Gender, race, age, intelligence, marriage. People give meaning to words, and these meanings are often perceived as objective truth. As a result, language isn't neutral: it reflects the society in which it lives, emphasizing certain things while ignoring others. When a nation's beliefs about power and privilege are accepted as fact, this can have serious social, cultural, and political consequences.


My art practice challenges social and linguistic constructs in the United States through precisely crafted artworks organized into collections. My work covers various topics, materials, and techniques, focusing on social constructs involving race, gender, sexual orientation, and class. I explore how behavior, media, policy, and institutions are utilized as tools of oppression. I aim to educate, rather than define, by disrupting the normative understanding of a subject.


The questions I ask at the beginning of a series are thoroughly researched and inform my choice of medium, materials, and imagery for the work.
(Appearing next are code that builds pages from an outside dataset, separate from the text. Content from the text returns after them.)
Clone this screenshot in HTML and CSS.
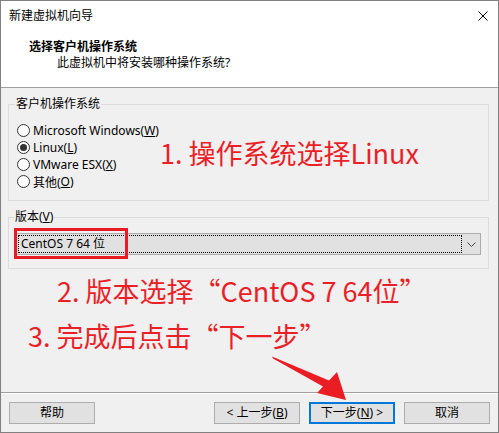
FILE: index.html
```html
<!DOCTYPE html>
<html lang="zh-CN">
<head>
<meta charset="utf-8">
<title>新建虚拟机向导</title>
<link rel="stylesheet" href="styles.css">
</head>
<body>
<div class="window">
  <div class="titlebar">
    <span class="title">新建虚拟机向导</span>
    <svg class="close" viewBox="0 0 10 10" width="10" height="10"><path d="M0.5 0.5 L9.5 9.5 M9.5 0.5 L0.5 9.5" stroke="#000" stroke-width="1" fill="none"/></svg>
  </div>
  <div class="header">
    <div class="h-title">选择客户机操作系统</div>
    <div class="h-sub">此虚拟机中将安装哪种操作系统?</div>
  </div>
  <div class="content">
    <fieldset class="group os">
      <legend>客户机操作系统</legend>
      <div class="os-row">
        <div class="radios">
          <div class="radio"><span class="dot"></span>Microsoft Windows(<u>W</u>)</div>
          <div class="radio"><span class="dot checked"></span>Linux(<u>L</u>)</div>
          <div class="radio"><span class="dot"></span>VMware ESX(<u>X</u>)</div>
          <div class="radio"><span class="dot"></span>其他(<u>O</u>)</div>
        </div>
        <div class="note note1">1. 操作系统选择Linux</div>
      </div>
    </fieldset>
    <fieldset class="group ver">
      <legend>版本(<u>V</u>)</legend>
      <div class="combo">
        <div class="combo-field">CentOS 7 64 位</div>
        <div class="combo-btn"><svg viewBox="0 0 9 5" width="9" height="5"><path d="M0.5 0.5 L4.5 4.5 L8.5 0.5" stroke="#444" stroke-width="1" fill="none"/></svg></div>
        <div class="mark"></div>
      </div>
    </fieldset>
    <div class="note note2">2. 版本选择“CentOS 7 64位”</div>
    <div class="note note3">3. 完成后点击“下一步”</div>
  </div>
  <div class="footer">
    <button class="btn">帮助</button>
    <div class="nav">
      <button class="btn">&lt; 上一步(<u>B</u>)</button>
      <button class="btn primary">下一步(<u>N</u>) &gt;</button>
      <button class="btn">取消</button>
    </div>
  </div>
  <svg class="arrow" viewBox="0 0 499 433" width="499" height="433">
    <polygon points="272,356.5 329,380.5 337,372 346,400 317,393 323,386.5 273,358.5" fill="#ea1c24"/>
  </svg>
</div>
</body>
</html>
```

FILE: styles.css
```css
* {
  box-sizing: border-box;
}

html,
body {
  margin: 0;
  padding: 0;
}

body {
  width: 499px;
  height: 433px;
  overflow: hidden;
  background: #ffffff;
  font-family: "Noto Sans", "Noto Sans CJK SC", sans-serif;
  font-size: 12px;
  color: #000000;
}

.window {
  position: relative;
  width: 499px;
  height: 433px;
  border: 1px solid #808080;
  display: flex;
  flex-direction: column;
  background: #f0f0f0;
}

.titlebar {
  height: 29px;
  flex: none;
  background: #ffffff;
  display: flex;
  align-items: center;
  justify-content: space-between;
  padding: 0 10px 0 8px;
  line-height: 16px;
}

.close {
  display: block;
}

.header {
  height: 58px;
  flex: none;
  background: #ffffff;
  border-bottom: 1px solid #a0a0a0;
  padding: 9px 0 0 28px;
  line-height: 16px;
}

.h-title {
  font-weight: bold;
}

.h-sub {
  padding-left: 28px;
}

.content {
  flex: 1;
  padding: 8px 9px 0 7px;
  display: flex;
  flex-direction: column;
}

.group {
  margin: 0;
  border: 1px solid #dcdcdc;
  min-width: 0;
}

.group legend {
  padding: 0 1px;
  margin-left: -2px;
  line-height: 16px;
}

.os {
  padding: 10px 8px 10px 8px;
}

.os-row {
  display: flex;
  align-items: flex-start;
}

.radios {
  width: 143px;
  flex: none;
}

.radio {
  display: flex;
  align-items: center;
  height: 17px;
  white-space: nowrap;
}

.dot {
  position: relative;
  width: 13px;
  height: 13px;
  flex: none;
  border: 1px solid #333333;
  border-radius: 50%;
  background: #ffffff;
  margin-right: 3px;
}

.dot.checked::after {
  content: "";
  position: absolute;
  left: 2px;
  top: 2px;
  width: 7px;
  height: 7px;
  border-radius: 50%;
  background: #333333;
}

.ver {
  margin-top: 8px;
  padding: 8px 7px 13px 7px;
}

.combo {
  position: relative;
  height: 22px;
  border: 1px solid #adadad;
  background: #e1e1e1;
  display: flex;
  align-items: stretch;
}

.combo-field {
  flex: 1;
  margin: 1px 0 1px 1px;
  border: 1px dotted #000000;
  padding-left: 2px;
  line-height: 16px;
  white-space: nowrap;
}

.combo-btn {
  width: 18px;
  flex: none;
  display: flex;
  align-items: center;
  justify-content: center;
}

.combo-btn svg {
  display: block;
}

.mark {
  position: absolute;
  left: -3px;
  top: -6px;
  width: 114px;
  height: 31px;
  border: 3px solid #e81c24;
}

.note {
  color: #ea1f28;
  font-family: "Noto Sans CJK SC", sans-serif;
  font-size: 27px;
  line-height: 36px;
  white-space: nowrap;
}

.note1 {
  margin-top: 13px;
}

.note2 {
  margin-top: 4px;
  margin-left: 49px;
}

.note3 {
  margin-top: 9px;
  margin-left: 20px;
}

.footer {
  height: 40px;
  flex: none;
  border-top: 1px solid #a0a0a0;
  box-shadow: inset 0 1px #ffffff;
  display: flex;
  justify-content: space-between;
  align-items: flex-start;
  padding: 9px 8px 0 8px;
}

.nav {
  display: flex;
  gap: 9px;
}

.btn {
  width: 86px;
  height: 22px;
  padding: 0;
  margin: 0;
  border: 1px solid #adadad;
  background: #e1e1e1;
  font-family: inherit;
  font-size: 12px;
  line-height: 18px;
  color: #000000;
}

.btn.primary {
  border: 2px solid #0078d7;
}

.arrow {
  position: absolute;
  left: -1px;
  top: -1px;
  pointer-events: none;
}
```
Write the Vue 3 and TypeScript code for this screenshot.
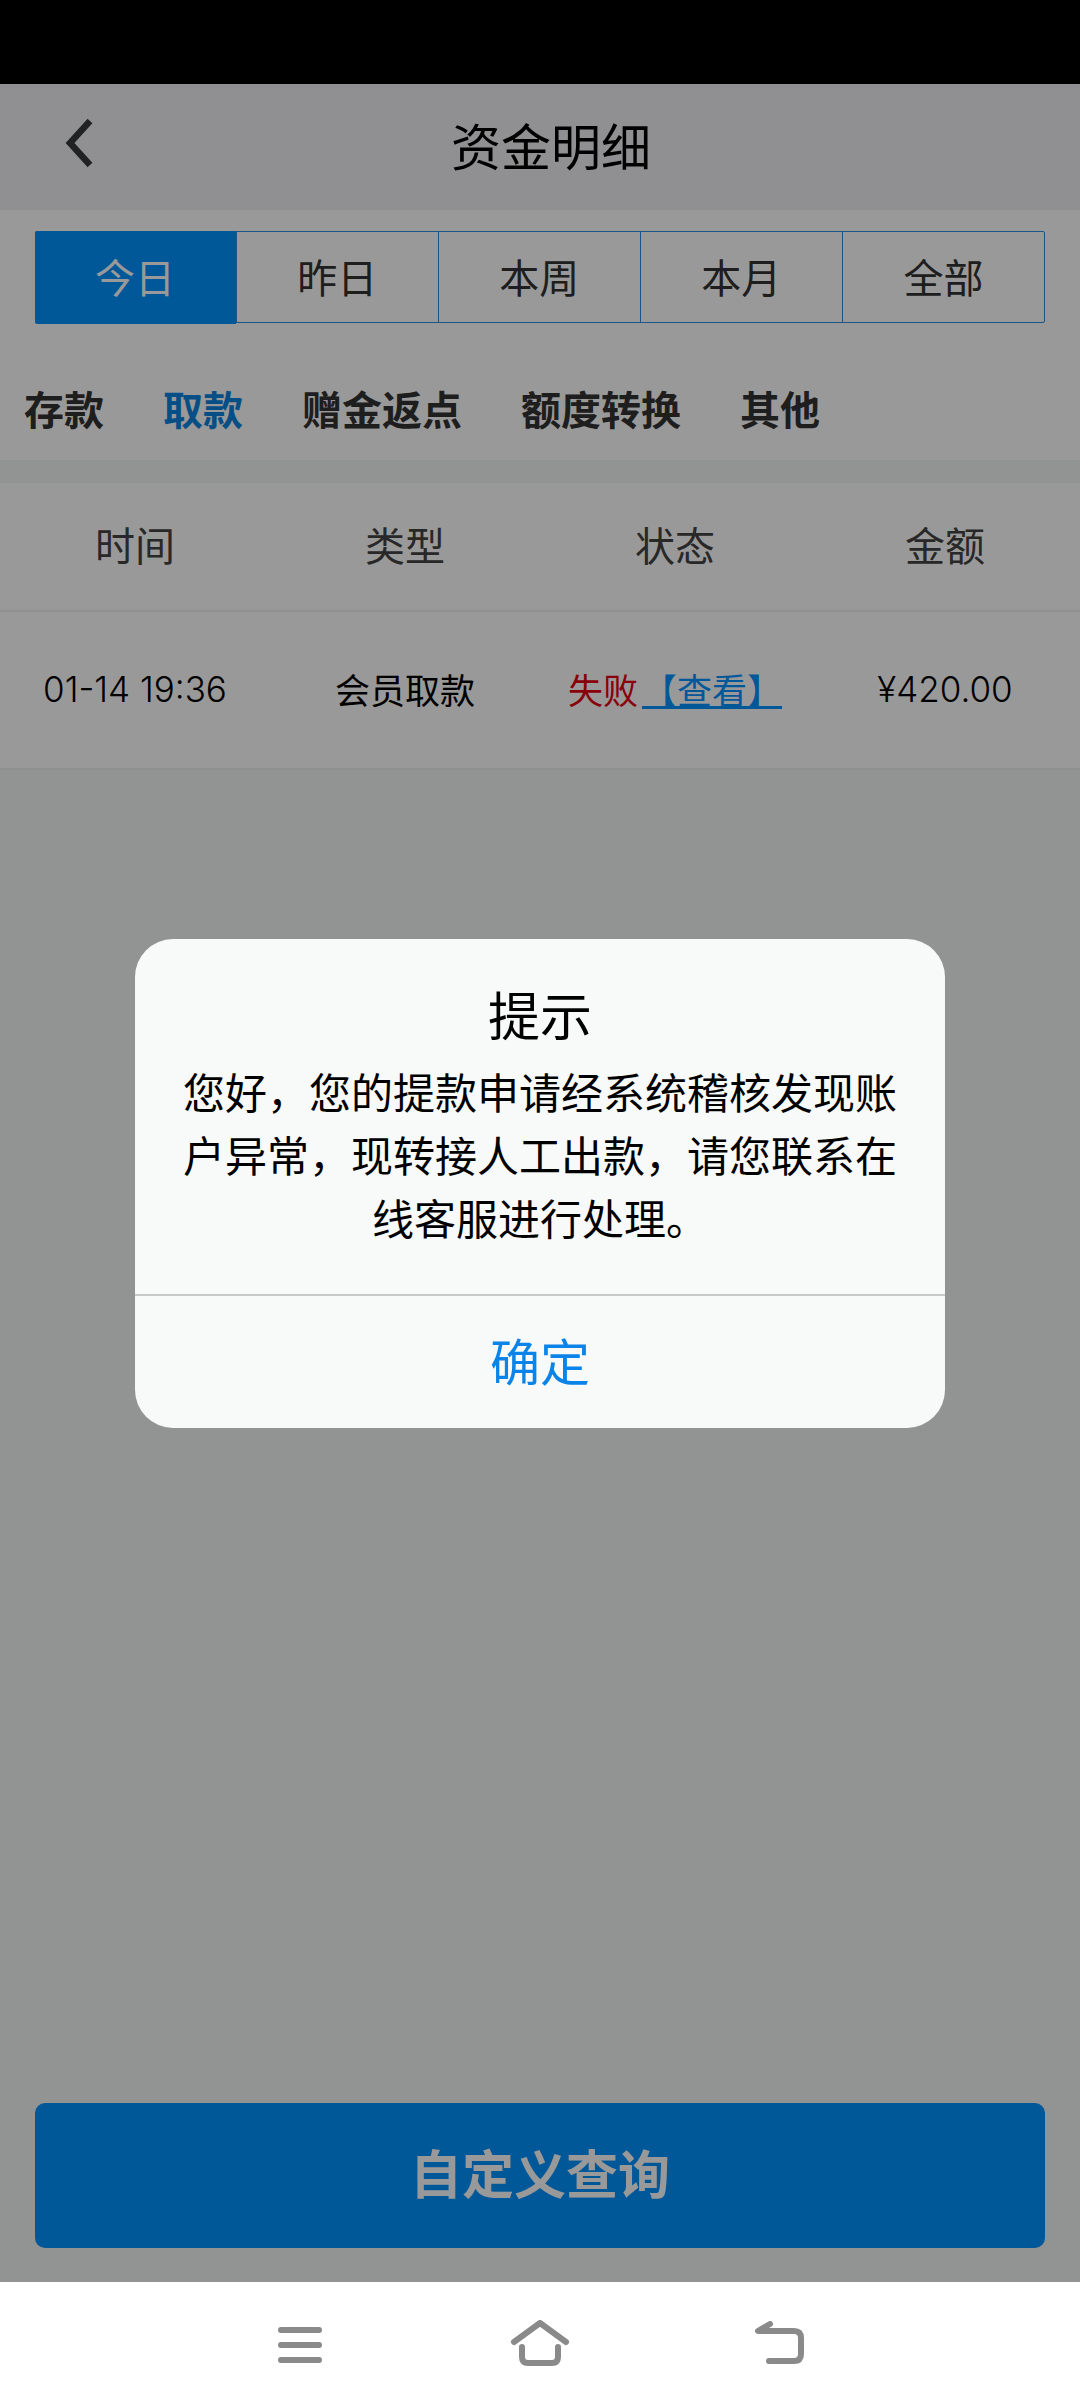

The subfloor of my living room installation, Superiority Complex, is lined with documents of my descendants who were complicit in Indigenous genocide, enslavement, and systems of white supremacy, reminding us that history lives under the floorboards of our lives. My queer series, Am I that Nameexplores the complex and fluid nature of gender and identity in an often discriminatory, binary world. The sculptures are cast in urethane resin and painted a flat black. The figures are frequently mistaken for steel, like gender, when perceived as binary. This series offers a broader understanding that Queer is a fundamental part of being. It's a Girl! is a collection of mixed media works that challenge the purist aesthetic that privileges one set of materials over another. By incorporating materials of lived experience – cookware, appliances, and décor – the work challenges the gender hierarchy that often mirrors the aesthetic bias.


I live and create on the ancestral lands of the Pokanoket, Narragansett, and Wampanoag Peoples. I assume the responsibility to educate myself on the long and violent legacy of my fore-parents in the colonization of the United States. I will no longer overlook how this land was occupied, the effects of colonization, and the historical and ongoing injustices impacting Black, Indigenous, and People of Color today.